All the entries need to be quoted exactly, apart from the pictures, which you should drop.

(Rows from a dataset of pages and code)
::::

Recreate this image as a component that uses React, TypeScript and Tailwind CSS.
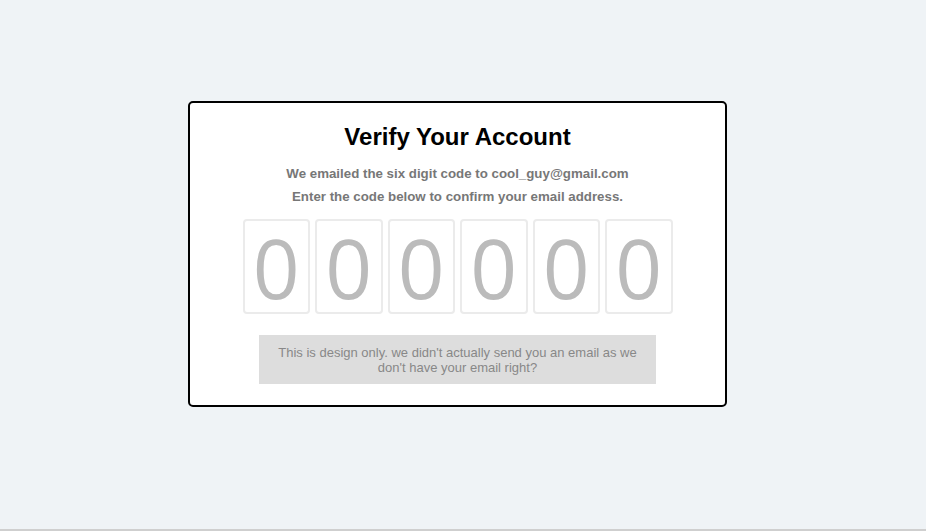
export default function App() {
  const digits = ["0", "0", "0", "0", "0", "0"];
  return (
    <div className="flex flex-col w-full h-[531px] bg-[#eff3f6]" style={{ fontFamily: '"Liberation Sans", Arial, sans-serif' }}>
      <div className="flex-1 flex justify-center items-start pt-[101px] pr-[11px]">
        <div className="w-[539px] h-[306px] bg-white border-2 border-black rounded-[5px] flex flex-col items-center pt-[20px]">
          <h1 className="text-[24px] leading-[28px] font-bold text-black">Verify Your Account</h1>
          <p className="mt-[11px] text-[13.3px] leading-[23px] font-bold text-[#777777] text-center">
            We emailed the six digit code to cool_guy@gmail.com
            <br />
            Enter the code below to confirm your email address.
          </p>
          <div className="mt-[11px] grid grid-cols-6 gap-[5px] w-[430px]">
            {digits.map((d, i) => (
              <div
                key={i}
                className="h-[95px] border-2 border-[#ebebeb] rounded-[4px] flex items-center justify-center text-[#bbbbbb] text-[82px] leading-none"
                style={{ fontFamily: '"Open Sans", "Noto Sans", sans-serif' }}
              >
                {d}
              </div>
            ))}
          </div>
          <div className="mt-[21px] w-[397px] h-[49px] bg-[#dddddd] px-[14px] flex items-center justify-center text-center text-[13px] leading-[15px] text-[#888888]">
            This is design only. we didn't actually send you an email as we don't have your email right?
          </div>
        </div>
      </div>
      <div className="h-[2px] bg-[#cfcfcf]" />
    </div>
  );
}
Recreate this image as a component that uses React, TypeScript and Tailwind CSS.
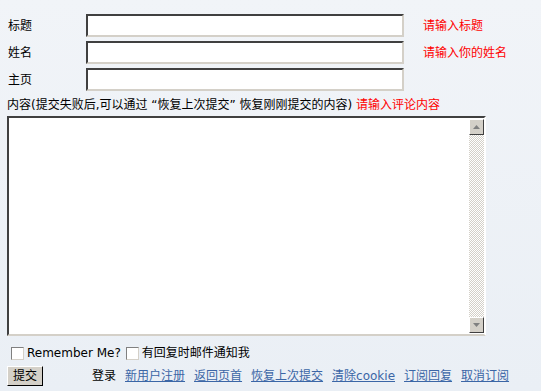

::::

• **OUTPUT FOR THIS TASK**:
Recreate this image as a component that uses React, TypeScript and Tailwind CSS.
export default function App() {
  const digits = ["0", "0", "0", "0", "0", "0"];
  return (
    <div className="flex flex-col w-full h-[531px] bg-[#eff3f6]" style={{ fontFamily: '"Liberation Sans", Arial, sans-serif' }}>
      <div className="flex-1 flex justify-center items-start pt-[101px] pr-[11px]">
        <div className="w-[539px] h-[306px] bg-white border-2 border-black rounded-[5px] flex flex-col items-center pt-[20px]">
          <h1 className="text-[24px] leading-[28px] font-bold text-black">Verify Your Account</h1>
          <p className="mt-[11px] text-[13.3px] leading-[23px] font-bold text-[#777777] text-center">
            We emailed the six digit code to cool_guy@gmail.com
            <br />
            Enter the code below to confirm your email address.
          </p>
          <div className="mt-[11px] grid grid-cols-6 gap-[5px] w-[430px]">
            {digits.map((d, i) => (
              <div
                key={i}
                className="h-[95px] border-2 border-[#ebebeb] rounded-[4px] flex items-center justify-center text-[#bbbbbb] text-[82px] leading-none"
                style={{ fontFamily: '"Open Sans", "Noto Sans", sans-serif' }}
              >
                {d}
              </div>
            ))}
          </div>
          <div className="mt-[21px] w-[397px] h-[49px] bg-[#dddddd] px-[14px] flex items-center justify-center text-center text-[13px] leading-[15px] text-[#888888]">
            This is design only. we didn't actually send you an email as we don't have your email right?
          </div>
        </div>
      </div>
      <div className="h-[2px] bg-[#cfcfcf]" />
    </div>
  );
}
Recreate this image as a component that uses React, TypeScript and Tailwind CSS.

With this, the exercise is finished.